The registry owner decides who can place information into the registry. Although the registry owner may delegate permission to approved provider entities that wish to publish their own service descriptions, an arbitrary third party could not publish a description of someone else's service. This means, for example, that company X would not be able to register a functional description of company Y's service, even if that description would be valuable to others and may be superior in some ways to X's own description.
The registry owner decides what information is placed in the registry. Others cannot independently augment that information.
UDDI is an example of the registry approach.

In comparison, an index is a compilation or guide to information that exists elsewhere. It is neither authorative nor centrally controlled.

Publishing is passive: The provider entity exposes the service and functional descriptions on the Web, and those who are interested come and find them.
Anyone can create their own index. When descriptions are exposed, they can be harvested using spiders and arranged into an index. Multiple organizations may have such indexes.
The information contained in an index could be out of date. However, since the index contains pointers to the authoritative information, the information can be verified before use.
An index could include third-party information.
Different indexes could provided different kinds of information -- some richer, some sparser.
Free-market forces determine which index people will use to discover the information that they seek.
Google is an example of the index approach.
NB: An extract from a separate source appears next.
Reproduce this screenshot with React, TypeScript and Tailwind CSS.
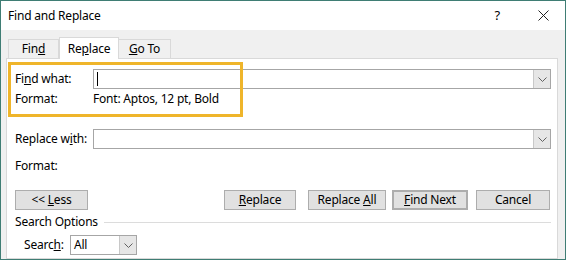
import React from 'react'

const font = { fontFamily: '"Noto Sans", "Open Sans", sans-serif' }

function Btn({ children, className = '' }: { children: React.ReactNode; className?: string }) {
  return (
    <div
      className={`flex h-[20px] items-center justify-center border border-[#adadad] bg-[#e1e1e1] text-[12px] text-black ${className}`}
    >
      <span>{children}</span>
    </div>
  )
}

function Combo({ width, children }: { width: string; children?: React.ReactNode }) {
  return (
    <div className={`flex h-[20px] border border-[#a6a6a6] bg-white ${width}`}>
      <div className="flex flex-1 items-center pl-[3px] text-[12px]">{children}</div>
      <div className="flex w-[17px] items-center justify-center border-l border-[#c8c8c8] bg-[#e6e6e6]">
        <svg width="9" height="5" viewBox="0 0 9 5" fill="none">
          <path d="M0.5 0.5 L4.5 4.5 L8.5 0.5" stroke="#606060" strokeWidth="1" />
        </svg>
      </div>
    </div>
  )
}

export default function App() {
  return (
    <div
      style={font}
      className="flex h-[260px] w-[566px] flex-col overflow-hidden border border-[#3f7d74] bg-[#f0f0f0] text-[12px] leading-none tracking-[-0.2px] text-black"
    >
      {/* title bar */}
      <div className="flex h-[29px] shrink-0 items-center bg-white pl-[7px]">
        <span className="text-[12px]">Find and Replace</span>
        <span className="ml-auto mr-[38px] text-[13px]">?</span>
        <svg className="mr-[16px]" width="11" height="11" viewBox="0 0 11 11">
          <path d="M0.5 0.5 L10.5 10.5 M10.5 0.5 L0.5 10.5" stroke="#222" strokeWidth="1" />
        </svg>
      </div>

      {/* tabs */}
      <div className="mt-[6px] flex h-[22px] shrink-0 items-end pl-[7px]">
        <div className="flex h-[19px] w-[51px] items-center justify-center border border-b-0 border-[#d9d9d9] bg-[#f0f0f0]">
          <span>
            Fin<u>d</u>
          </span>
        </div>
        <div className="relative z-10 -mb-px flex h-[22px] w-[60px] items-center justify-center border border-b-0 border-[#d9d9d9] bg-white">
          <span>
            Re<u>p</u>lace
          </span>
        </div>
        <div className="flex h-[19px] w-[52px] items-center justify-center border border-b-0 border-l-0 border-[#d9d9d9] bg-[#f0f0f0]">
          <span>
            <u>G</u>o To
          </span>
        </div>
      </div>

      {/* panel */}
      <div className="relative ml-[5px] flex w-[552px] flex-1 flex-col border border-[#d9d9d9] bg-white pl-[8px]">
        <div className="pointer-events-none absolute left-[1px] top-[3px] h-[55px] w-[235px] border-[3px] border-[#efb52a]" />

        <div className="mt-[10px] flex h-[20px] items-center">
          <span className="w-[78px]">
            Fi<u>n</u>d what:
          </span>
          <Combo width="w-[458px]">
            <span className="h-[14px] w-px bg-black" />
          </Combo>
        </div>
        <div className="flex h-[20px] items-center">
          <span className="w-[78px]">Format:</span>
          <span>Font: Aptos, 12 pt, Bold</span>
        </div>

        <div className="mt-[20px] flex h-[20px] items-center">
          <span className="w-[78px]">
            Replace w<u>i</u>th:
          </span>
          <Combo width="w-[458px]" />
        </div>
        <div className="mt-[7px] flex h-[20px] items-center">
          <span className="w-[78px]">Format:</span>
        </div>

        <div className="mt-[14px] flex items-center">
          <Btn className="w-[73px]">
            &lt;&lt; <u>L</u>ess
          </Btn>
          <Btn className="ml-[136px] w-[72px]">
            <u>R</u>eplace
          </Btn>
          <Btn className="ml-[12px] w-[78px]">
            Replace <u>A</u>ll
          </Btn>
          <Btn className="ml-[6px] w-[76px] border-2 border-[#0078d7]">
            <u>F</u>ind Next
          </Btn>
          <Btn className="ml-[8px] w-[74px]">Cancel</Btn>
        </div>

        <div className="mt-[3px] flex h-[18px] items-center">
          <span>Search Options</span>
          <div className="ml-[6px] mr-[6px] h-px flex-1 bg-[#dcdcdc]" />
        </div>

        <div className="mt-[4px] flex h-[20px] items-center pl-[9px]">
          <span className="w-[46px]">
            Searc<u>h</u>:
          </span>
          <Combo width="w-[67px]">All</Combo>
        </div>
      </div>
    </div>
  )
}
It is important to note that the key difference between the registry approach and the index approach is not merely the difference between a registry itself and an index in isolation. Indeed, UDDI could be used as a means to implement an individual index: just spider the Web, and put the results into a UDDI registry. Rather, the key difference is one of control: In the marketplace of discovery ideas, who controls what and how those service descriptions get discovered? In the registry model, it is the owner of the registry who controls this. In the index model, it is the market.